Моей стране предстоит сыграть ведущую роль в том великом движении "ядерного мистицизма", которое станет характерной чертою нашего времени. Америка благодаря достигнутому ею неслыханному техническому прогрессу подтвердит этот новый мистицизм эмпирическими доказательствами (может, даже с помощью фотографий или микрофотографий).

Гений еврейского народа, давший миру Фрейда и Эйнштейна, невольно передаст через них этому движению свой динамизм и свои антиэстетические наклонности. Вклад Франции будет в основном дидактическим. Возможно, дерзкому, бесстрашному французскому уму даже удастся сочинить некий конституционный акт "ядерного мистицизма", но и здесь миссия облагородить все это религиозной верой и красотой вновь падет на Испанию.

Анаграмма "Жажду долларов" стала мне вроде талисмана. Она словно превращала поток долларов в мерно струящийся, ласковый дождик. Настанет день, и я расскажу всю правду о том, как собирать эту золотую россыпь, благословенную самой Данаей. Это будет одна из глав моей новой книги - возможно, это будет шедевр под названием: "О жизни Сальвадора Дали, рассматриваемой как шедевр искусства".

А чтобы скрасить вам ожидание, расскажу один забавный случай. Как-то в Нью-Йорке я после чрезвычайно удачного дня возвращался вечером к себе в апартаменты отеля "Сан-Реджис" и, расплатившись с таксистом, вдруг услышал какой-то металлический звук у себя в ботинках. Разувшись, я обнаружил в каждом по полдолларовой монете.

Галá проснувшись при моем появлении, крикнула из своей комнаты:

- Послушай-ка, малыш Дали! Мне только что приснилось, будто через полуоткрытую дверь я видела тебя в окружении каких-то людей. И знаешь, вы взвешивали золото!..

Перекрестившись в темноте, я торжественно пробормотал:

- Да будет так!

А потом я расцеловал мое божество, мое сокровище, мой золотой талисман!

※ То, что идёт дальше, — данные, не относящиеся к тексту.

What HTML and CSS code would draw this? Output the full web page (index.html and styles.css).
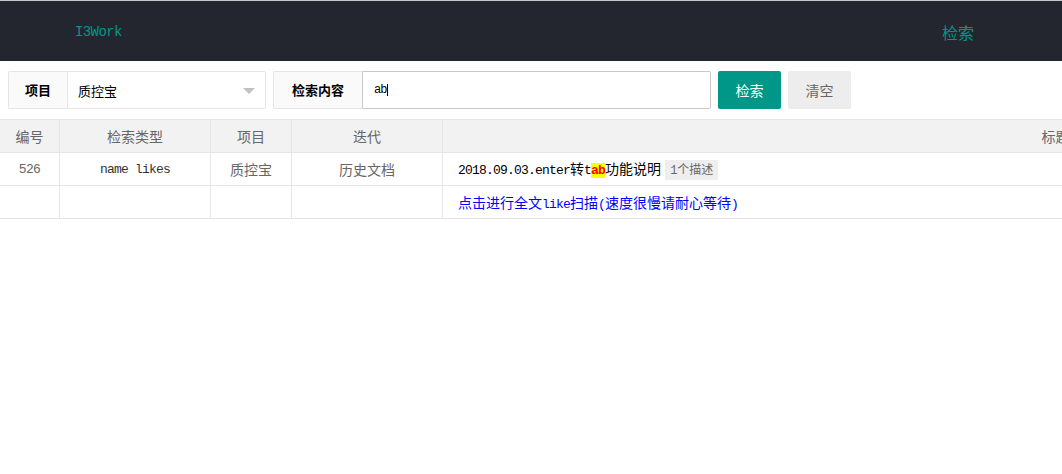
FILE: index.html
```html
<!DOCTYPE html>
<html lang="zh">
<head>
<meta charset="utf-8">
<link rel="stylesheet" href="styles.css">
</head>
<body>
<header class="topbar">
  <div class="logo">I3Work</div>
  <div class="nav-item">检索</div>
</header>
<form class="search-form">
  <div class="field field-project">
    <label class="field-label">项目</label>
    <div class="select">
      <span class="select-value">质控宝</span>
      <span class="select-arrow"></span>
    </div>
  </div>
  <div class="field field-keyword">
    <label class="field-label field-label-wide">检索内容</label>
    <div class="input"><span class="input-text">ab</span><span class="caret"></span></div>
  </div>
  <button type="button" class="btn btn-primary">检索</button>
  <button type="button" class="btn btn-default">清空</button>
</form>
<div class="table-wrap">
  <table class="result-table">
    <colgroup>
      <col class="c-id"><col class="c-type"><col class="c-proj"><col class="c-iter"><col class="c-title">
    </colgroup>
    <thead>
      <tr><th>编号</th><th>检索类型</th><th>项目</th><th>迭代</th><th>标题</th></tr>
    </thead>
    <tbody>
      <tr>
        <td class="num">526</td>
        <td class="mono">name likes</td>
        <td>质控宝</td>
        <td>历史文档</td>
        <td class="title"><span class="a">2018.09.03.enter</span>转<span class="a">t</span><span class="a hl">ab</span>功能说明 <span class="badge"><span class="a">1</span>个描述</span></td>
      </tr>
      <tr>
        <td></td><td></td><td></td><td></td>
        <td class="title"><a class="fulltext" href="#">点击进行全文<span class="a">like</span>扫描<span class="a">(</span>速度很慢请耐心等待<span class="a">)</span></a></td>
      </tr>
    </tbody>
  </table>
</div>
</body>
</html>
```
FILE: styles.css
```css
html, body {
  margin: 0;
  padding: 0;
  background: #fff;
  overflow: hidden;
}
body {
  font-family: "Liberation Sans", "Noto Sans CJK SC", sans-serif;
  font-size: 14px;
  color: #333;
  width: 1062px;
}
.topbar {
  height: 60px;
  border-top: 1px solid #c8c8c8;
  background: #23262e;
  display: flex;
  align-items: center;
  justify-content: space-between;
  padding: 0 88px 0 75px;
}
.logo {
  font-family: "Liberation Mono", "Noto Sans CJK SC", monospace;
  font-size: 14px;
  letter-spacing: -0.6px;
  color: #009688;
  padding-top: 2px;
}
.nav-item {
  font-family: "Noto Sans CJK SC", sans-serif;
  font-size: 16px;
  color: #009688;
  padding-top: 1px;
}
.search-form {
  display: flex;
  align-items: stretch;
  padding: 10px 8px 0 8px;
  height: 38px;
  gap: 7px;
}
.field {
  display: flex;
  height: 38px;
}
.field-label {
  box-sizing: border-box;
  width: 59px;
  height: 38px;
  line-height: 36px;
  text-align: center;
  background: #fafafa;
  border: 1px solid #e6e6e6;
  border-right: none;
  border-radius: 2px 0 0 2px;
  font-family: "Noto Sans CJK SC", sans-serif;
  font-weight: bold;
  font-size: 13px;
  color: #000;
}
.field-label-wide {
  width: 89px;
}
.select {
  box-sizing: border-box;
  width: 199px;
  height: 38px;
  border: 1px solid #e6e6e6;
  border-radius: 0 2px 2px 0;
  display: flex;
  align-items: center;
  justify-content: space-between;
  padding: 0 10px 0 10px;
}
.select-value {
  font-family: "Noto Sans CJK SC", sans-serif;
  font-size: 13px;
  color: #000;
}
.select-arrow {
  width: 0;
  height: 0;
  border-left: 6px solid transparent;
  border-right: 6px solid transparent;
  border-top: 6px solid #c2c2c2;
  margin-top: 2px;
}
.input {
  box-sizing: border-box;
  width: 349px;
  height: 38px;
  border: 1px solid #c9c9c9;
  border-radius: 0 2px 2px 0;
  display: flex;
  align-items: center;
  padding-left: 11px;
}
.input-text {
  font-family: "Liberation Mono", monospace;
  font-size: 12px;
  color: #000;
  letter-spacing: -1px;
}
.caret {
  width: 1px;
  height: 12px;
  background: #000;
  margin-left: 1px;
}
.btn {
  box-sizing: border-box;
  height: 38px;
  width: 63px;
  border: none;
  border-radius: 2px;
  font-family: "Noto Sans CJK SC", sans-serif;
  font-size: 14px;
  padding: 0;
  cursor: pointer;
}
.btn-primary {
  background: #009688;
  color: #fff;
}
.btn-default {
  background: #ededed;
  color: #666;
}
.table-wrap {
  margin-top: 10px;
  width: 1062px;
  overflow: hidden;
}
.result-table {
  width: 1669px;
  border-collapse: collapse;
  table-layout: fixed;
  margin-left: -1px;
}
.c-id { width: 60px; }
.c-type { width: 151px; }
.c-proj { width: 81px; }
.c-iter { width: 151px; }
.c-title { width: 1226px; }
.result-table th,
.result-table td {
  border: 1px solid #e6e6e6;
  height: 33px;
  box-sizing: border-box;
  padding: 0 15px;
  text-align: center;
  white-space: nowrap;
  font-family: "Noto Sans CJK SC", sans-serif;
  font-weight: normal;
}
.result-table th {
  background: #f2f2f2;
  color: #666;
  font-size: 14px;
}
.result-table td {
  color: #666;
  font-size: 14px;
}
.result-table td.num {
  font-family: "Liberation Mono", monospace;
  font-size: 13px;
  letter-spacing: -0.6px;
}
.result-table td.mono {
  font-family: "Liberation Mono", monospace;
  font-size: 13px;
  letter-spacing: -0.8px;
  color: #333;
}
.result-table td.title {
  text-align: left;
  color: #000;
  font-size: 14px;
}
.a {
  font-family: "Liberation Mono", monospace;
  font-size: 13px;
  letter-spacing: -0.8px;
}
.hl {
  background: #ffff00;
  color: #ff0000;
  font-weight: bold;
}
.badge {
  display: inline-block;
  background: #eee;
  color: #666;
  font-size: 12px;
  padding: 0 5px;
  line-height: 18px;
  margin-left: 1px;
}
.badge .a {
  font-size: 12px;
  letter-spacing: -0.2px;
}
.fulltext {
  color: #0000ff;
  text-decoration: none;
}
```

Сальвадор Дали - Дневник одного гения

ИЮНЬ

Порт-Льигат, 20-е

Дети никогда меня особенно не интересовали, но еще меньше того интересуют меня детские рисунки. Художник в ребенке прекрасно понимает, что рисунок плох, и критик в ребенке тоже вполне отдает себе отчет в том, что рисунок плох. В результате у ребенка, который одновременно является и художником и критиком, просто не остается иного выхода, кроме как утверждать, будто рисунок отменно хорош.